Anyway, I'll burn down and rebuild this cluster right now, with the 'right' kubeadm-config.yaml, and see what happens. I'll also take care to get ALL the certs, per that step you listed. FWIW, that's one of the 'could be clarified better' steps I was referencing above. I'm following the "external etcd nodes" path, and that specific "steps for the rest of the control plane" section listing all the certs that need to be ferried around to all control-plane nodes is under the 'stacked etcd' path. I'll get this bit sorted and see if there isn't a better way to document all this though, and submit a PR.
Thanks again for all your help and patience! Will have an update shortly!
If that's the case, why have redundant data in the kubeadm-config.yaml file?
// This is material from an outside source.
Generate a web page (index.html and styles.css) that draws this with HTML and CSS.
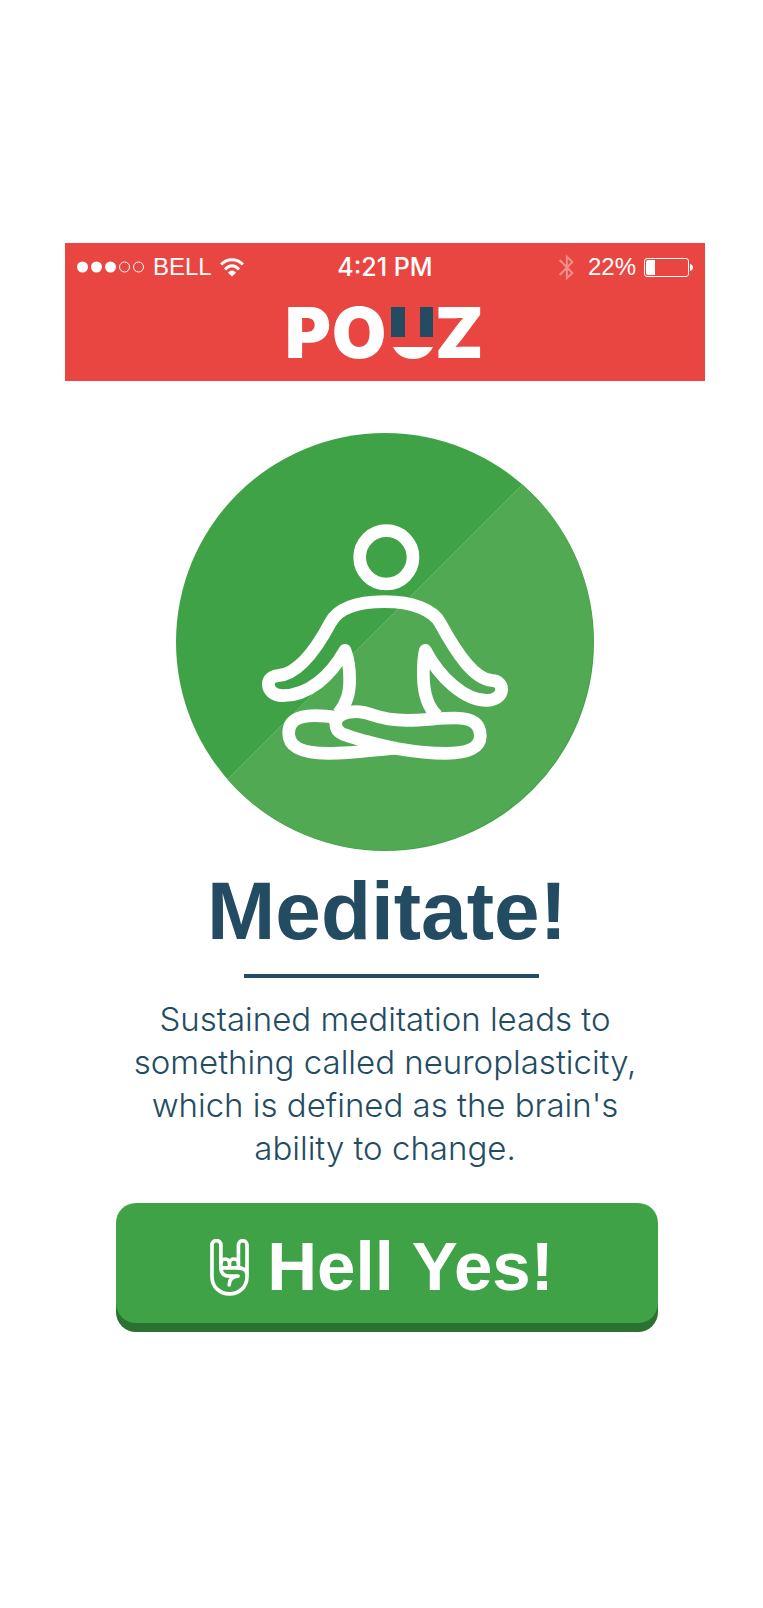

Long story. Kubeadm Init and kubeadm join use different configuration objects as documented here, but the user like to have a unique file, so the two commands simply ignore the other objects
Alright, I think I'm all set with this issue. The big time-sink was figuring out A. the etcd cluster is unaffected by 'kubeadm reset' and thus needs to be wiped manually, and B. how to actually wipe the etcd cluster data (ideally without having to rebuild the whole etcd cluster from scratch). I'll record the steps I went through here for posterity, and hopefully save some time/agony for the next poor soul who slams head-first into this scenario:
The current docs (https://kubernetes.io/docs/reference/setup-tools/kubeadm/kubeadm-reset/
) say etcdctl del "" --prefix is the right command, but that throws all sorts of auth errors because the myriad certs, etc, aren't referenced. Filling those in, etcdctl --cert-file /etc/kubernetes/pki/etcd/peer.crt --key-file /etc/kubernetes/pki/etcd/peer.key --ca-file /etc/kubernetes/pki/etcd/ca.key --endpoints https://10.50.5.50:2379 del "" --prefix will throw a No help topic for 'del' error. The real trick is to recognize that all the other k8s docs (that I found at least) seem to be referencing the v2 etcdctl API, and you need to force etcdctl to use the v3 API. Quite a bit of mucking around later, this is the magic incantation to wipe the etcd cluster (run on the first etcd host directly):
ETCDCTL_API=3 etcdctl --cert="/etc/kubernetes/pki/etcd/peer.crt" --key="/etc/kubernetes/pki/etcd/peer.key" --insecure-transport=true --insecure-skip-tls-verify=true --endpoints=https://10.50.5.50:2379 del "" --prefix
--insecure-transport and --insecure-skip-tls-verify are needed because the --cacert option is looking for a CACert _bundle_, and no amount of cat ca.crt ca.key > ca.bundle or cat ca.key ca.crt > ca.bundle would give it a file it wanted to play nice with. The etcd cluster docs only detail how to print out the individual cert/key-files, with no mention on how to make a 'CA Bundle' that etcdctl (at API version 3) will play nice with.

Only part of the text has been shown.